Each row of this table contains an email. The emails will not contain uppercase letters.
Write a solution to report all the duplicate emails. Note that it’s guaranteed that the email field is not NULL.
Return the result table in any order.
The result format is in the following example.
Examples:
Example 1:
Input:
Person table:
+----+---------+
| id | email |
+----+---------+
| 1 | a@b.com |
| 2 | c@d.com |
| 3 | a@b.com |
+----+---------+
Output:
+---------+
| Email |
+---------+
| a@b.com |
+---------+
Explanation: a@b.com is repeated two times.
Solution in Pandas
Python
import pandas as pd
def duplicate_emails(person: pd.DataFrame) -> pd.DataFrame:
# Group by the 'email' column and count the occurrences of each email
email_counts = person['email'].value_counts()
# Filter the emails that appear more than once
duplicate_emails = email_counts[email_counts > 1].index.tolist()
# Convert the result to a DataFrame with the required format
result_df = pd.DataFrame(duplicate_emails, columns=['Email'])
return result_df
Explanation
- Counting occurrences:
person['email'].value_counts()
: This counts the occurrences of each email and returns a Series where the index is the email and the value is the count of that email.
- Filtering duplicates:
email_counts[email_counts > 1].index.tolist()
: This filters the emails that appear more than once and gets the list of these duplicate emails.
- Formatting the result:
pd.DataFrame(duplicate_emails, columns=['Email'])

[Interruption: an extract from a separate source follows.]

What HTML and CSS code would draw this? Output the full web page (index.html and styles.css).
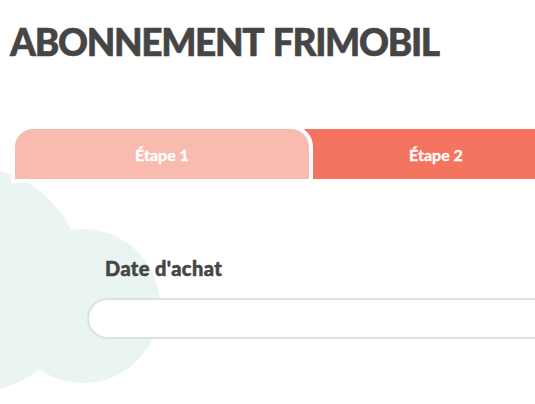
FILE: index.html
```html
<!DOCTYPE html>
<html lang="fr">

<head>
	<meta charset="UTF-8">
	<title>Abonnement Frimobil</title>
	<link rel="stylesheet" href="styles.css">
</head>

<body>

	<div class="cloud">
		<span class="puff puffBig"></span>
		<span class="puff puffSmall"></span>
	</div>

	<header>
		<h1>ABONNEMENT FRIMOBIL</h1>
	</header>

	<nav class="steps">
		<div class="step stepDone">Étape 1</div>
		<div class="step stepActive">Étape 2</div>
	</nav>

	<form class="formContainer">
		<label for="purchaseDate">Date d'achat</label>
		<input type="text" id="purchaseDate">
	</form>

</body>

</html>
```

FILE: styles.css
```css
* {
	margin: 0;
	padding: 0;
	outline: 0;
	box-sizing: border-box;
}

body {
	font-family: Lato, 'Open Sans', sans-serif;
	background-color: #fff;
	color: #444;
	width: 535px;
	height: 404px;
	overflow: hidden;
	position: relative;
}

/* decorative background cloud */
.cloud {
	position: absolute;
	top: 0;
	left: 0;
	width: 100%;
	height: 100%;
	z-index: 0;
}

.puff {
	position: absolute;
	border-radius: 50%;
	background-color: #eaf5f3;
}

.puffBig {
	left: -143px;
	top: 167px;
	width: 226px;
	height: 226px;
}

.puffSmall {
	left: 6px;
	top: 229px;
	width: 154px;
	height: 154px;
}

header {
	position: relative;
	z-index: 1;
	padding: 20px 0 0 10px;
}

header h1 {
	font-size: 37px;
	font-weight: 900;
	line-height: 1.2;
	color: #454545;
	letter-spacing: -1.3px;
	word-spacing: 3px;
	-webkit-text-stroke: 0.6px #454545;
}

.steps {
	position: relative;
	z-index: 1;
	display: flex;
	margin: 65px 0 0 15px;
	width: 700px;
}

.step {
	width: 294px;
	height: 50px;
	flex-shrink: 0;
	display: flex;
	align-items: center;
	justify-content: center;
	color: #fff;
	font-size: 16px;
	font-weight: 700;
	-webkit-text-stroke: 0.3px #fff;
	border-radius: 18px 18px 0 0;
}

.stepDone {
	position: relative;
	z-index: 2;
	background-color: #f9bbaf;
	box-shadow: 0 0 0 4px #fff;
}

.stepActive {
	position: relative;
	z-index: 1;
	margin-left: -20px;
	background-color: #f5745f;
}

.formContainer {
	position: relative;
	z-index: 1;
	display: flex;
	flex-direction: column;
	padding: 77px 0 0 87px;
}

.formContainer label {
	font-size: 20px;
	font-weight: 900;
	line-height: 1.2;
	letter-spacing: 0.4px;
	color: #454545;
	-webkit-text-stroke: 0.5px #454545;
	margin-left: 18px;
}

.formContainer input {
	margin-top: 18px;
	width: 480px;
	height: 41px;
	border: 2px solid #d9e3e0;
	border-radius: 21px;
	background-color: #fff;
	padding: 0 20px;
	font-family: inherit;
	font-size: 16px;
}
```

: Converts the list of duplicate emails into a DataFrame with a single column namedEmail
.
This function will return a DataFrame containing the duplicate emails as specified in the problem statement.
Solution in MySQL
SQL
SELECT email AS Email
FROM Person
GROUP BY email
HAVING COUNT(email) > 1;
Solution in PostgreSQL
SQL
SELECT email AS Email
FROM Person
GROUP BY email
HAVING COUNT(email) > 1;